[WORK TO BE COMPLETED] Reproduce the listing below word for word, with no pictures.

[PROVIDED MATERIAL]
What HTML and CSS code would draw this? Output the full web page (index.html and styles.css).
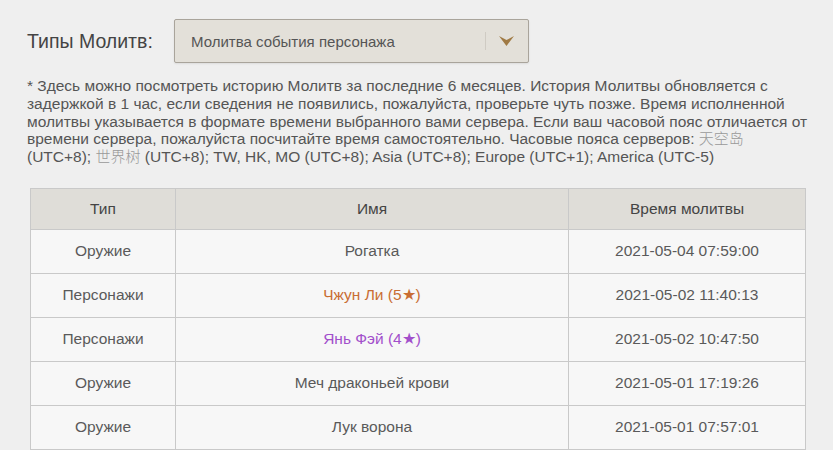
FILE: index.html
```html
<!DOCTYPE html>
<html lang="ru">
<head>
<meta charset="utf-8">
<title>Типы Молитв</title>
<link rel="stylesheet" href="styles.css">
</head>
<body>
<div class="page">
  <div class="filter">
    <span class="filter-label">Типы Молитв:</span>
    <div class="select">
      <span class="select-text">Молитва события персонажа</span>
      <span class="select-sep"></span>
      <svg class="select-arrow" width="15" height="10" viewBox="0 0 15 10"><polygon points="0,0 7.5,4 15,0 7.5,10" fill="#a07a44"/></svg>
    </div>
  </div>
  <p class="note">* Здесь можно посмотреть историю Молитв за последние 6 месяцев. История Молитвы обновляется с задержкой в 1 час, если сведения не появились, пожалуйста, проверьте чуть позже. Время исполненной молитвы указывается в формате времени выбранного вами сервера. Если ваш часовой пояс отличается от времени сервера, пожалуйста посчитайте время самостоятельно. Часовые пояса серверов: <span class="cjk">天空岛</span> (UTC+8); <span class="cjk">世界树</span> (UTC+8); TW, HK, MO (UTC+8); Asia (UTC+8); Europe (UTC+1); America (UTC-5)</p>
  <table class="log">
    <thead>
      <tr><th class="c1">Тип</th><th class="c2">Имя</th><th class="c3">Время молитвы</th></tr>
    </thead>
    <tbody>
      <tr><td>Оружие</td><td>Рогатка</td><td>2021-05-04 07:59:00</td></tr>
      <tr><td>Персонажи</td><td class="r5">Чжун Ли (5★)</td><td>2021-05-02 11:40:13</td></tr>
      <tr><td>Персонажи</td><td class="r4">Янь Фэй (4★)</td><td>2021-05-02 10:47:50</td></tr>
      <tr><td>Оружие</td><td>Меч драконьей крови</td><td>2021-05-01 17:19:26</td></tr>
      <tr><td>Оружие</td><td>Лук ворона</td><td>2021-05-01 07:57:01</td></tr>
    </tbody>
  </table>
</div>
</body>
</html>
```

FILE: styles.css
```css
html, body {
  margin: 0;
  padding: 0;
}
body {
  background: #efefef;
  font-family: "Liberation Sans", Arial, sans-serif;
  color: #555;
  overflow: hidden;
}
.page {
  padding: 19px 0 0 27px;
}
.filter {
  display: flex;
  align-items: center;
  height: 44px;
}
.filter-label {
  font-size: 19.5px;
  color: #444;
  width: 147px;
}
.select {
  box-sizing: border-box;
  width: 355px;
  height: 44px;
  border: 1px solid #a9a49b;
  border-radius: 2px;
  background: #e3e0d9;
  display: flex;
  align-items: center;
  padding-left: 16px;
  box-shadow: 0 1px 2px rgba(0,0,0,0.08);
}
.select-text {
  font-size: 15px;
  color: #555;
  width: 294px;
}
.select-sep {
  width: 1px;
  height: 18px;
  background: #cfcbc3;
  margin-right: 13px;
}
.select-arrow {
  display: block;
}
.note {
  margin: 14px 0 0 0;
  width: 783px;
  font-size: 15.5px;
  line-height: 17.8px;
  color: #555;
}
.cjk {
  font-family: "Noto Sans CJK SC", sans-serif;
  font-size: 15px;
  line-height: 1;
  color: #999;
  font-weight: 300;
}
.log {
  margin: 22px 0 0 3px;
  border-collapse: collapse;
  width: 772px;
  table-layout: fixed;
  font-size: 15.5px;
}
.log th, .log td {
  border: 1px solid #c9c9c9;
  text-align: center;
  padding: 0;
}
.log th {
  background: #dfddd8;
  color: #444;
  font-weight: normal;
  height: 40px;
}
.log td {
  background: #f7f7f7;
  height: 43px;
  color: #5a5a5a;
}
.c1 { width: 144px; }
.c2 { width: 392px; }
.c3 { width: 236px; }
.log td.r5 { color: #c96d33; }
.log td.r4 { color: #a24fcb; }
```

[SOLUTION FOR THIS TASK]
What HTML and CSS code would draw this? Output the full web page (index.html and styles.css).
FILE: index.html
```html
<!DOCTYPE html>
<html lang="ru">
<head>
<meta charset="utf-8">
<title>Типы Молитв</title>
<link rel="stylesheet" href="styles.css">
</head>
<body>
<div class="page">
  <div class="filter">
    <span class="filter-label">Типы Молитв:</span>
    <div class="select">
      <span class="select-text">Молитва события персонажа</span>
      <span class="select-sep"></span>
      <svg class="select-arrow" width="15" height="10" viewBox="0 0 15 10"><polygon points="0,0 7.5,4 15,0 7.5,10" fill="#a07a44"/></svg>
    </div>
  </div>
  <p class="note">* Здесь можно посмотреть историю Молитв за последние 6 месяцев. История Молитвы обновляется с задержкой в 1 час, если сведения не появились, пожалуйста, проверьте чуть позже. Время исполненной молитвы указывается в формате времени выбранного вами сервера. Если ваш часовой пояс отличается от времени сервера, пожалуйста посчитайте время самостоятельно. Часовые пояса серверов: <span class="cjk">天空岛</span> (UTC+8); <span class="cjk">世界树</span> (UTC+8); TW, HK, MO (UTC+8); Asia (UTC+8); Europe (UTC+1); America (UTC-5)</p>
  <table class="log">
    <thead>
      <tr><th class="c1">Тип</th><th class="c2">Имя</th><th class="c3">Время молитвы</th></tr>
    </thead>
    <tbody>
      <tr><td>Оружие</td><td>Рогатка</td><td>2021-05-04 07:59:00</td></tr>
      <tr><td>Персонажи</td><td class="r5">Чжун Ли (5★)</td><td>2021-05-02 11:40:13</td></tr>
      <tr><td>Персонажи</td><td class="r4">Янь Фэй (4★)</td><td>2021-05-02 10:47:50</td></tr>
      <tr><td>Оружие</td><td>Меч драконьей крови</td><td>2021-05-01 17:19:26</td></tr>
      <tr><td>Оружие</td><td>Лук ворона</td><td>2021-05-01 07:57:01</td></tr>
    </tbody>
  </table>
</div>
</body>
</html>
```

FILE: styles.css
```css
html, body {
  margin: 0;
  padding: 0;
}
body {
  background: #efefef;
  font-family: "Liberation Sans", Arial, sans-serif;
  color: #555;
  overflow: hidden;
}
.page {
  padding: 19px 0 0 27px;
}
.filter {
  display: flex;
  align-items: center;
  height: 44px;
}
.filter-label {
  font-size: 19.5px;
  color: #444;
  width: 147px;
}
.select {
  box-sizing: border-box;
  width: 355px;
  height: 44px;
  border: 1px solid #a9a49b;
  border-radius: 2px;
  background: #e3e0d9;
  display: flex;
  align-items: center;
  padding-left: 16px;
  box-shadow: 0 1px 2px rgba(0,0,0,0.08);
}
.select-text {
  font-size: 15px;
  color: #555;
  width: 294px;
}
.select-sep {
  width: 1px;
  height: 18px;
  background: #cfcbc3;
  margin-right: 13px;
}
.select-arrow {
  display: block;
}
.note {
  margin: 14px 0 0 0;
  width: 783px;
  font-size: 15.5px;
  line-height: 17.8px;
  color: #555;
}
.cjk {
  font-family: "Noto Sans CJK SC", sans-serif;
  font-size: 15px;
  line-height: 1;
  color: #999;
  font-weight: 300;
}
.log {
  margin: 22px 0 0 3px;
  border-collapse: collapse;
  width: 772px;
  table-layout: fixed;
  font-size: 15.5px;
}
.log th, .log td {
  border: 1px solid #c9c9c9;
  text-align: center;
  padding: 0;
}
.log th {
  background: #dfddd8;
  color: #444;
  font-weight: normal;
  height: 40px;
}
.log td {
  background: #f7f7f7;
  height: 43px;
  color: #5a5a5a;
}
.c1 { width: 144px; }
.c2 { width: 392px; }
.c3 { width: 236px; }
.log td.r5 { color: #c96d33; }
.log td.r4 { color: #a24fcb; }
```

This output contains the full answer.